• _Source data_:
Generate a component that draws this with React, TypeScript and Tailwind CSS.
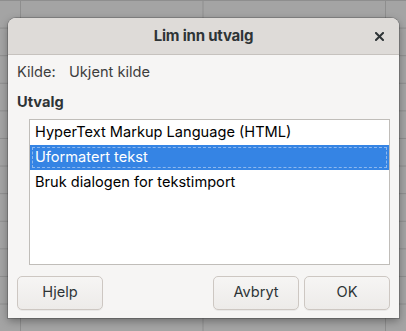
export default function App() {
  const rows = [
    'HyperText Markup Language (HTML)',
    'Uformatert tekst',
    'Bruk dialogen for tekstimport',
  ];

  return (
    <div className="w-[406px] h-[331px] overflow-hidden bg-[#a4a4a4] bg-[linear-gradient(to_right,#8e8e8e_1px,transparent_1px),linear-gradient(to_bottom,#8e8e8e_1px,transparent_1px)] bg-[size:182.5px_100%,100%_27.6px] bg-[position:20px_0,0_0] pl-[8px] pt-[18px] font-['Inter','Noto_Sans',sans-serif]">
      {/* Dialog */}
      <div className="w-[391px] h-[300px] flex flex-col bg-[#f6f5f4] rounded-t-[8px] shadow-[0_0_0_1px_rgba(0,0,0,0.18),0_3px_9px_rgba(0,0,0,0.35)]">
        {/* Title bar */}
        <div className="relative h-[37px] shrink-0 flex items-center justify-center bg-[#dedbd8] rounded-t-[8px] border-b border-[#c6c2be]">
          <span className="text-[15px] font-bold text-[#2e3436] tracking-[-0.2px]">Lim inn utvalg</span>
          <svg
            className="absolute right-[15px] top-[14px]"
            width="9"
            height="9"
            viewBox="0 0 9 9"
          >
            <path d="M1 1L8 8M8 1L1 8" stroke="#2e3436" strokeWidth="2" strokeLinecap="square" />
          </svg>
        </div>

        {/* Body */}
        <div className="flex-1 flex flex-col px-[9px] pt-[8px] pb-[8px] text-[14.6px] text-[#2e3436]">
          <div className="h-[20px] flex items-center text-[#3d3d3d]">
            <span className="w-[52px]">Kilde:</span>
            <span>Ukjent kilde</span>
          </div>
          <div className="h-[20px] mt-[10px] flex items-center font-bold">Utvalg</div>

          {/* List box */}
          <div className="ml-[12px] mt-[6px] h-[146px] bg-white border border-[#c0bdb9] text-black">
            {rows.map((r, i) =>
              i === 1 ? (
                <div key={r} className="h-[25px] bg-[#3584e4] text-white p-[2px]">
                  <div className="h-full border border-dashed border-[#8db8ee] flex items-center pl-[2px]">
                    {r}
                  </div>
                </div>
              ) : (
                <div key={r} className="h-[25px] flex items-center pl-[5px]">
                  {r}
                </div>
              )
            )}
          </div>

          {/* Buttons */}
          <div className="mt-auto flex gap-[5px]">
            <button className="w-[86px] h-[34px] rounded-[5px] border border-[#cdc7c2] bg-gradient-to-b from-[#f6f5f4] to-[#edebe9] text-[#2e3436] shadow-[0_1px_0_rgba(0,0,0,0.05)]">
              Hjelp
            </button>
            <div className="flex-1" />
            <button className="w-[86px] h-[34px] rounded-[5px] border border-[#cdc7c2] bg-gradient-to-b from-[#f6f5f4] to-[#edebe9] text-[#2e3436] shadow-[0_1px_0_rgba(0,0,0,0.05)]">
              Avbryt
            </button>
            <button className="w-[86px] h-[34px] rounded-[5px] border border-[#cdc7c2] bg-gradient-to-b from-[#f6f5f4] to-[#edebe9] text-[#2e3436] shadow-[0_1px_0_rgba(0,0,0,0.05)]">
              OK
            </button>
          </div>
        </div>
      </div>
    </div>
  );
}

• _Exercise aim_:
Return each line from the material above exactly, but not the pictures.

• _Complete output_:
Generate a component that draws this with React, TypeScript and Tailwind CSS.
export default function App() {
  const rows = [
    'HyperText Markup Language (HTML)',
    'Uformatert tekst',
    'Bruk dialogen for tekstimport',
  ];

  return (
    <div className="w-[406px] h-[331px] overflow-hidden bg-[#a4a4a4] bg-[linear-gradient(to_right,#8e8e8e_1px,transparent_1px),linear-gradient(to_bottom,#8e8e8e_1px,transparent_1px)] bg-[size:182.5px_100%,100%_27.6px] bg-[position:20px_0,0_0] pl-[8px] pt-[18px] font-['Inter','Noto_Sans',sans-serif]">
      {/* Dialog */}
      <div className="w-[391px] h-[300px] flex flex-col bg-[#f6f5f4] rounded-t-[8px] shadow-[0_0_0_1px_rgba(0,0,0,0.18),0_3px_9px_rgba(0,0,0,0.35)]">
        {/* Title bar */}
        <div className="relative h-[37px] shrink-0 flex items-center justify-center bg-[#dedbd8] rounded-t-[8px] border-b border-[#c6c2be]">
          <span className="text-[15px] font-bold text-[#2e3436] tracking-[-0.2px]">Lim inn utvalg</span>
          <svg
            className="absolute right-[15px] top-[14px]"
            width="9"
            height="9"
            viewBox="0 0 9 9"
          >
            <path d="M1 1L8 8M8 1L1 8" stroke="#2e3436" strokeWidth="2" strokeLinecap="square" />
          </svg>
        </div>

        {/* Body */}
        <div className="flex-1 flex flex-col px-[9px] pt-[8px] pb-[8px] text-[14.6px] text-[#2e3436]">
          <div className="h-[20px] flex items-center text-[#3d3d3d]">
            <span className="w-[52px]">Kilde:</span>
            <span>Ukjent kilde</span>
          </div>
          <div className="h-[20px] mt-[10px] flex items-center font-bold">Utvalg</div>

          {/* List box */}
          <div className="ml-[12px] mt-[6px] h-[146px] bg-white border border-[#c0bdb9] text-black">
            {rows.map((r, i) =>
              i === 1 ? (
                <div key={r} className="h-[25px] bg-[#3584e4] text-white p-[2px]">
                  <div className="h-full border border-dashed border-[#8db8ee] flex items-center pl-[2px]">
                    {r}
                  </div>
                </div>
              ) : (
                <div key={r} className="h-[25px] flex items-center pl-[5px]">
                  {r}
                </div>
              )
            )}
          </div>

          {/* Buttons */}
          <div className="mt-auto flex gap-[5px]">
            <button className="w-[86px] h-[34px] rounded-[5px] border border-[#cdc7c2] bg-gradient-to-b from-[#f6f5f4] to-[#edebe9] text-[#2e3436] shadow-[0_1px_0_rgba(0,0,0,0.05)]">
              Hjelp
            </button>
            <div className="flex-1" />
            <button className="w-[86px] h-[34px] rounded-[5px] border border-[#cdc7c2] bg-gradient-to-b from-[#f6f5f4] to-[#edebe9] text-[#2e3436] shadow-[0_1px_0_rgba(0,0,0,0.05)]">
              Avbryt
            </button>
            <button className="w-[86px] h-[34px] rounded-[5px] border border-[#cdc7c2] bg-gradient-to-b from-[#f6f5f4] to-[#edebe9] text-[#2e3436] shadow-[0_1px_0_rgba(0,0,0,0.05)]">
              OK
            </button>
          </div>
        </div>
      </div>
    </div>
  );
}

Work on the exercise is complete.